:: Direction ::
Check each line for the word "components" and report how many have it. Give nothing else.

--- Data shown ---

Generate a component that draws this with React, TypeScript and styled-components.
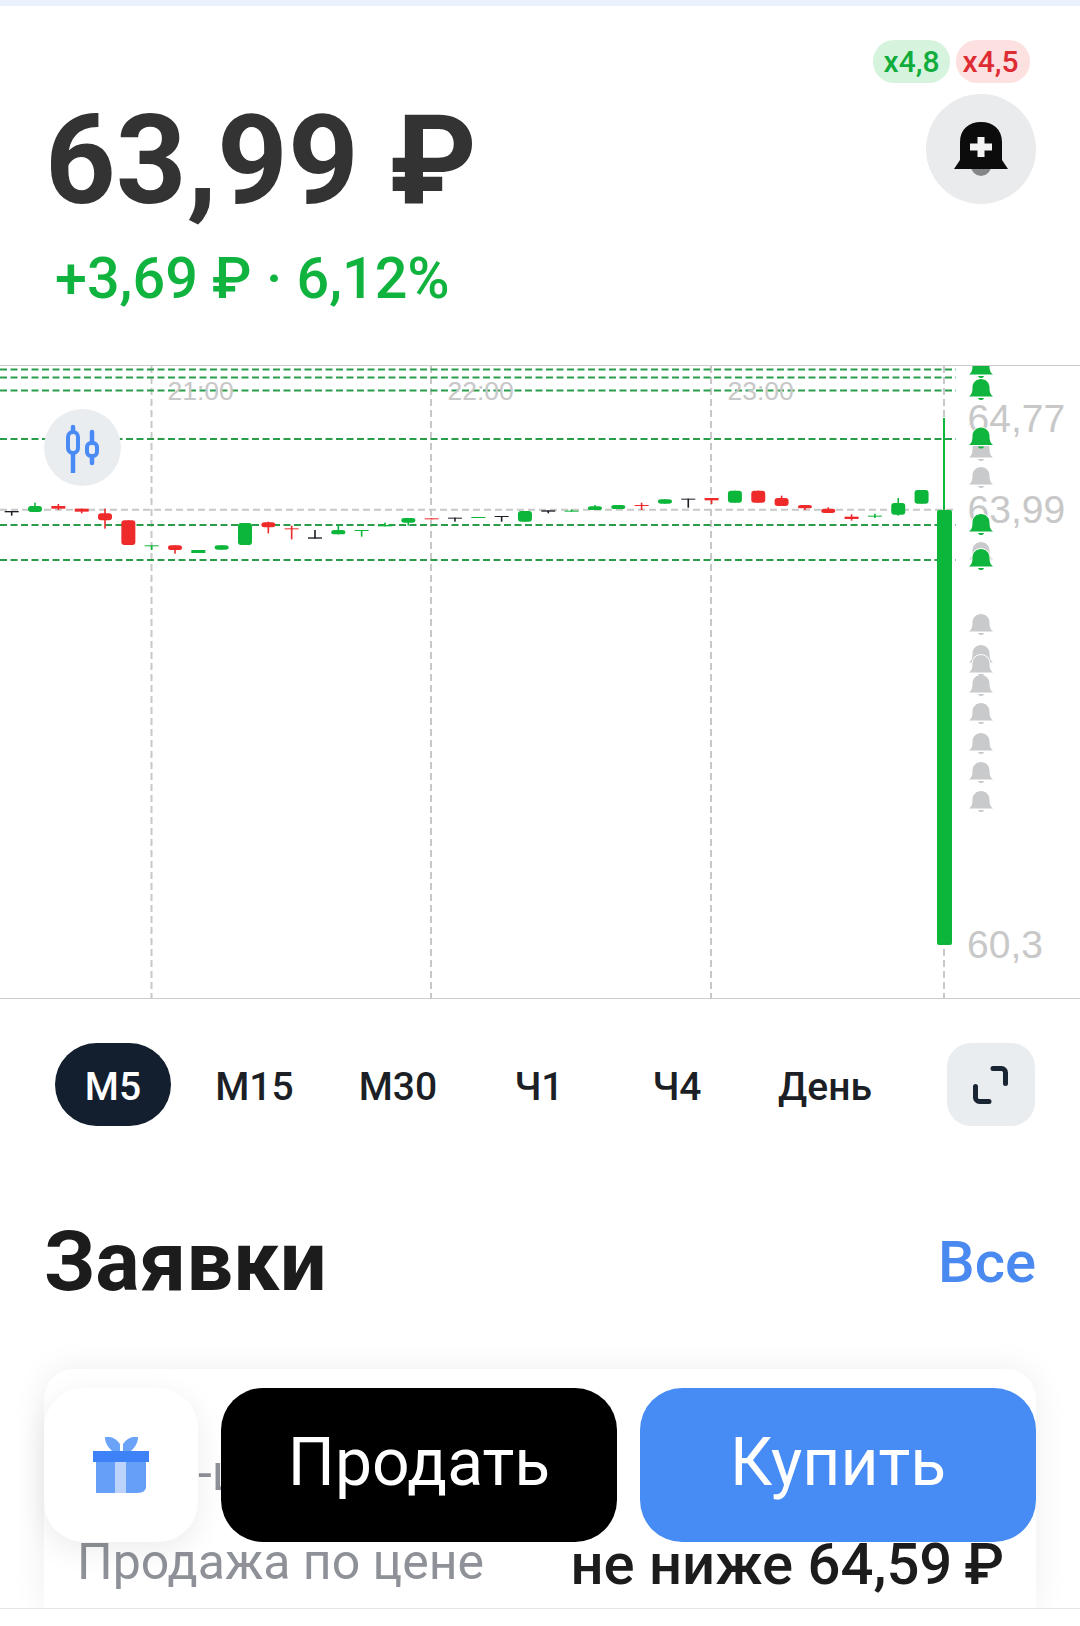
import styled, { createGlobalStyle } from "styled-components";

const GlobalStyle = createGlobalStyle`
  html, body {
    margin: 0;
    padding: 0;
    background: #fff;
  }
  * {
    box-sizing: border-box;
  }
`;

const GREEN = "#0cb63a";
const RED = "#ee2a2a";
const BLACK = "#1c1f26";
const BELL_GREEN = "#0fb53c";
const BELL_GREY = "#c9cacc";

// [index, colour, wick top, wick bottom, body top, body bottom]; y in 1/3 px from 350
type Candle = [number, string, number, number, number, number];
const candles: Candle[] = [
  [0, BLACK, 483, 497, 483, 487],
  [1, GREEN, 458, 486, 468, 486],
  [2, RED, 462, 480, 468, 476],
  [3, RED, 476, 490, 476, 485],
  [4, RED, 476, 536, 490, 511],
  [5, RED, 511, 585, 511, 585],
  [6, GREEN, 586, 600, 586, 589],
  [7, RED, 586, 611, 586, 600],
  [8, GREEN, 600, 609, 600, 609],
  [9, GREEN, 586, 599, 586, 599],
  [10, GREEN, 519, 585, 519, 585],
  [11, RED, 515, 550, 517, 532],
  [12, RED, 527, 568, 535, 538],
  [13, BLACK, 540, 566, 562, 566],
  [14, GREEN, 525, 553, 540, 553],
  [15, GREEN, 540, 560, 540, 543],
  [16, GREEN, 518, 529, 525, 529],
  [17, GREEN, 504, 527, 504, 518],
  [18, RED, 505, 508, 505, 508],
  [19, BLACK, 503, 515, 503, 506],
  [20, GREEN, 501, 504, 501, 504],
  [21, BLACK, 498, 515, 498, 501],
  [22, GREEN, 483, 515, 483, 515],
  [23, BLACK, 481, 490, 481, 485],
  [24, GREEN, 478, 485, 482, 485],
  [25, GREEN, 465, 480, 469, 480],
  [26, GREEN, 465, 477, 465, 477],
  [27, RED, 458, 480, 465, 468],
  [28, GREEN, 448, 461, 448, 461],
  [29, BLACK, 446, 473, 446, 449],
  [30, RED, 444, 462, 444, 451],
  [31, GREEN, 422, 458, 422, 458],
  [32, RED, 422, 458, 422, 458],
  [33, RED, 437, 468, 444, 468],
  [34, RED, 465, 480, 465, 475],
  [35, RED, 472, 489, 476, 489],
  [36, RED, 493, 512, 500, 507],
  [37, GREEN, 491, 504, 497, 500],
  [38, GREEN, 444, 497, 459, 494],
  [39, GREEN, 420, 461, 420, 461],
];

const greenLines = [369.5, 377.5, 390.5, 439, 525, 560];
const gridLines = [151.5, 431, 711];
const greyBells = [440, 467, 542, 614, 645, 675, 655, 703, 733, 762, 791];
const greenBells = [357, 379, 427.5, 514, 549];
const tabs = ["М5", "М15", "М30", "Ч1", "Ч4", "День"];

const Bell = ({ top, color }: { top: number; color: string }) => (
  <g transform={`translate(981 ${top})`}>
    <path
      d="M-12 17.500c3-2 3.500-5 3.500-9C-8.500 3.500-4.500 0 0 0s8.500 3.500 8.500 8.500c0 4 .5 7 3.500 9z"
      fill={color}
      stroke="#fff"
      strokeWidth="2"
      paintOrder="stroke"
    />
    <path d="M-3 19h6c-.5 1.500-1.500 2-3 2s-2.500-.5-3-2z" fill={color} />
  </g>
);

const Chart = () => (
  <ChartSvg viewBox="0 366 1080 632">
    {gridLines.map((x) => (
      <GridLine key={x} x1={x} x2={x} y1={366} y2={998} />
    ))}
    <GridLine x1={944} x2={944} y1={366} y2={998} />
    <GridLine x1={0} x2={956} y1={509.7} y2={509.7} />
    {greenLines.map((y) => (
      <LevelLine key={y} x1={0} x2={956} y1={y} y2={y} />
    ))}
    <AxisText x={167.500} y={400} $size={26.5}>21:00</AxisText>
    <AxisText x={447.500} y={400} $size={26.5}>22:00</AxisText>
    <AxisText x={727.500} y={400} $size={26.5}>23:00</AxisText>
    <AxisText x={967.500} y={432} $size={39}>64,77</AxisText>
    <AxisText x={967.500} y={523} $size={39}>63,99</AxisText>
    <AxisText x={967} y={958} $size={39}>60,3</AxisText>
    {candles.map(([i, color, wt, wb, bt, bb]) => {
      const x = 11.7 + i * 23.33;
      const h = (bb - bt) / 3;
      return (
        <g key={i} fill={color}>
          <rect x={x - 0.8} y={350 + wt / 3} width={1.6} height={(wb - wt) / 3} />
          <rect x={x - 7} y={350 + bt / 3} width={14} height={h} rx={h > 3 ? 3 : 0} />
        </g>
      );
    })}
    <rect x={943} y={418} width={2} height={95} fill={GREEN} />
    <rect x={937} y={510} width={15} height={435} rx={2} fill={GREEN} />
    {greyBells.map((top) => (
      <Bell key={top} top={top} color={BELL_GREY} />
    ))}
    {greenBells.map((top) => (
      <Bell key={top} top={top} color={BELL_GREEN} />
    ))}
  </ChartSvg>
);

const App = () => (
  <Page>
    <GlobalStyle />
    <TopStrip />
    <Header>
      <Quote>
        <Price>63,99 ₽</Price>
        <Change>+3,69 ₽ · 6,12%</Change>
      </Quote>
      <Side>
        <Badges>
          <Badge $up>x4,8</Badge>
          <Badge>x4,5</Badge>
        </Badges>
        <BellButton>
          <svg width="60" height="60" viewBox="0 0 60 60">
            <circle cx="30" cy="47" r="10" fill="#858687" />
            <path
              d="M3 50l6-9V23C9 10 18 3 30 3s21 7 21 20v18l6 9z"
              fill="#0c0c0c"
            />
            <path d="M26.500 18h7v6.500H41v7h-7.500V38h-7v-6.500H19v-7h7.500z" fill="#f4f4f4" />
          </svg>
        </BellButton>
      </Side>
    </Header>
    <ChartArea>
      <Chart />
      <ChartTypeButton>
        <svg width="40" height="50" viewBox="0 0 40 50">
          <g fill="none" stroke="#4a8af4" strokeLinecap="round">
            <path d="M10 4v45" strokeWidth="4.500" />
            <rect x="5" y="9" width="10" height="21" rx="5" fill="#eaedf0" strokeWidth="4" />
            <path d="M29 9v31" strokeWidth="4.500" />
            <rect x="24" y="20" width="10" height="13" rx="4" fill="#eaedf0" strokeWidth="4" />
          </g>
        </svg>
      </ChartTypeButton>
    </ChartArea>
    <TabsRow>
      <TabsGrid>
        {tabs.map((tab, i) => (
          <Tab key={tab} $active={i === 0}>
            {tab}
          </Tab>
        ))}
      </TabsGrid>
      <ExpandButton>
        <svg width="44" height="44" viewBox="0 0 44 44">
          <path
            d="M24 5.500h8.500a4 4 0 0 1 4 4v11M20 38.500h-9.500a4 4 0 0 1-4-4v-11"
            fill="none"
            stroke="#1a2533"
            strokeWidth="5"
            strokeLinecap="round"
          />
        </svg>
      </ExpandButton>
    </TabsRow>
    <OrdersHead>
      <OrdersTitle>Заявки</OrdersTitle>
      <AllLink>Все</AllLink>
    </OrdersHead>
    <OrderCard>
      <OrderRow>
        <OrderLabel $indent={8}>Стоп-цена</OrderLabel>
      </OrderRow>
      <OrderRow>
        <OrderLabel>Продажа по цене</OrderLabel>
        <OrderValue>не ниже 64,59{"\u2009"}₽</OrderValue>
      </OrderRow>
    </OrderCard>
    <FooterLine />
    <ActionBar>
      <GiftTile>
        <svg width="56" height="56" viewBox="0 0 56 56">
          <path d="M12 0c5-1 11 1 15 7v7h-8C15 10 12 6 12 0z" fill="#6ba3f9" />
          <path d="M45 0c-5-1-11 1-15 7v7h8c4-4 7-8 7-14z" fill="#6ba3f9" />
          <path d="M3 25h50v25c0 3-3 6-9 6H3z" fill="#659ff8" />
          <rect x="22" y="25" width="11" height="31" fill="#bcd3fb" />
          <rect y="14" width="56" height="11" fill="#3d82f7" />
        </svg>
      </GiftTile>
      <SellButton>Продать</SellButton>
      <BuyButton>Купить</BuyButton>
    </ActionBar>
  </Page>
);

const Page = styled.div`
  position: relative;
  width: 1080px;
  height: 1626px;
  overflow: hidden;
  background: #fff;
  font-family: Roboto, "Noto Sans", sans-serif;
`;

const TopStrip = styled.div`
  height: 6px;
  background: #eaf1fd;
`;

const Header = styled.header`
  display: flex;
  justify-content: space-between;
  height: 359px;
  padding: 0 44px 0 45px;
`;

const Quote = styled.div`
  padding-top: 92px;
`;

const Price = styled.div`
  font-size: 123.5px;
  line-height: 125px;
  font-weight: 700;
  color: #333;
  white-space: nowrap;
`;

const Change = styled.div`
  margin: 21px 0 0 10px;
  font-size: 57.5px;
  line-height: 70px;
  font-weight: 500;
  color: #11b33f;
  white-space: nowrap;
`;

const Side = styled.div`
  display: flex;
  flex-direction: column;
  align-items: flex-end;
  padding-top: 34px;
`;

const Badges = styled.div`
  display: flex;
  gap: 6px;
  margin-right: 6px;
`;

const Badge = styled.span<{ $up?: boolean }>`
  display: flex;
  align-items: center;
  justify-content: center;
  width: ${(p) => (p.$up ? 77 : 74)}px;
  height: 43px;
  padding-right: ${(p) => (p.$up ? 0 : 5)}px;
  border-radius: 21px;
  font-size: 30px;
  font-weight: 500;
  color: ${(p) => (p.$up ? "#10ac3c" : "#dd2c33")};
  background: ${(p) => (p.$up ? "#d6f3dd" : "#fde0e0")};
`;

const BellButton = styled.div`
  display: flex;
  align-items: center;
  justify-content: center;
  width: 110px;
  height: 110px;
  margin-top: 11px;
  border-radius: 50%;
  background: #e9ebed;
`;

const ChartArea = styled.section`
  position: relative;
  height: 634px;
  border-top: 1px solid #ccc;
  border-bottom: 1px solid #ccc;
`;

const ChartSvg = styled.svg`
  display: block;
  width: 1080px;
  height: 632px;
`;

const GridLine = styled.line`
  stroke: #c8c8c8;
  stroke-width: 2;
  stroke-dasharray: 7 4;
`;

const LevelLine = styled.line`
  stroke: #2a9d4a;
  stroke-width: 2;
  stroke-dasharray: 7 3.5;
`;

const AxisText = styled.text<{ $size: number }>`
  font-family: "Liberation Sans", Arial, sans-serif;
  font-size: ${(p) => p.$size}px;
  fill: #c8c8c8;
`;

const ChartTypeButton = styled.div`
  position: absolute;
  left: 44px;
  top: 43px;
  display: flex;
  align-items: center;
  justify-content: center;
  width: 77px;
  height: 77px;
  border-radius: 50%;
  background: #eaedf0;
`;

const TabsRow = styled.div`
  display: flex;
  align-items: center;
  justify-content: space-between;
  margin-top: 44px;
  padding: 0 45px 0 42px;
`;

const TabsGrid = styled.div`
  display: grid;
  grid-template-columns: 142px 141px 146px 136px 140px 156px;
`;

const Tab = styled.div<{ $active?: boolean }>`
  justify-self: center;
  display: flex;
  align-items: center;
  justify-content: center;
  width: 116px;
  height: 83px;
  padding-top: 4px;
  border-radius: 42px;
  font-size: 39px;
  font-weight: 500;
  color: ${(p) => (p.$active ? "#fff" : "#1c1f26")};
  background: ${(p) => (p.$active ? "#131f2e" : "transparent")};
`;

const ExpandButton = styled.div`
  display: flex;
  align-items: center;
  justify-content: center;
  width: 88px;
  height: 83px;
  border-radius: 24px;
  background: #eaedf0;
`;

const OrdersHead = styled.div`
  display: flex;
  align-items: center;
  justify-content: space-between;
  margin-top: 86px;
  padding: 0 44px;
`;

const OrdersTitle = styled.h2`
  margin: 0;
  font-size: 83px;
  line-height: 100px;
  font-weight: 700;
  color: #1c1c1c;
`;

const AllLink = styled.span`
  font-size: 58px;
  line-height: 66px;
  font-weight: 500;
  color: #4a8af0;
`;

const OrderCard = styled.div`
  display: flex;
  flex-direction: column;
  gap: 29px;
  height: 239px;
  margin: 57px 44px 0;
  padding: 74px 32px 0 33px;
  border-radius: 30px 30px 0 0;
  background: #fff;
  box-shadow: 0 0 34px rgba(0, 0, 0, 0.07);
`;

const OrderRow = styled.div`
  display: flex;
  align-items: flex-start;
  justify-content: space-between;
`;

const OrderLabel = styled.span<{ $indent?: number }>`
  margin-left: ${(p) => p.$indent ?? 0}px;
  font-size: 50px;
  line-height: 60px;
  color: #8e9198;
`;

const OrderValue = styled.span`
  font-size: 58px;
  line-height: 64px;
  font-weight: 500;
  color: #1c1c1c;
  white-space: nowrap;
`;

const FooterLine = styled.div`
  position: absolute;
  left: 0;
  right: 0;
  bottom: 0;
  height: 18px;
  border-top: 1px solid #e6e6e6;
  background: #fff;
`;

const ActionBar = styled.div`
  position: absolute;
  left: 44px;
  right: 44px;
  bottom: 84px;
  display: flex;
  gap: 23px;
  height: 154px;
`;

const GiftTile = styled.div`
  flex: none;
  display: flex;
  align-items: center;
  justify-content: center;
  width: 154px;
  border-radius: 40px;
  background: #fff;
  box-shadow: 0 8px 30px rgba(0, 0, 0, 0.08);
`;

const SellButton = styled.div`
  flex: 1;
  display: flex;
  align-items: center;
  justify-content: center;
  padding-bottom: 6px;
  border-radius: 42px;
  font-size: 66px;
  color: #fff;
  background: #000;
`;

const BuyButton = styled(SellButton)`
  background: #478cf5;
`;

export default App;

---

:: Solution ::
2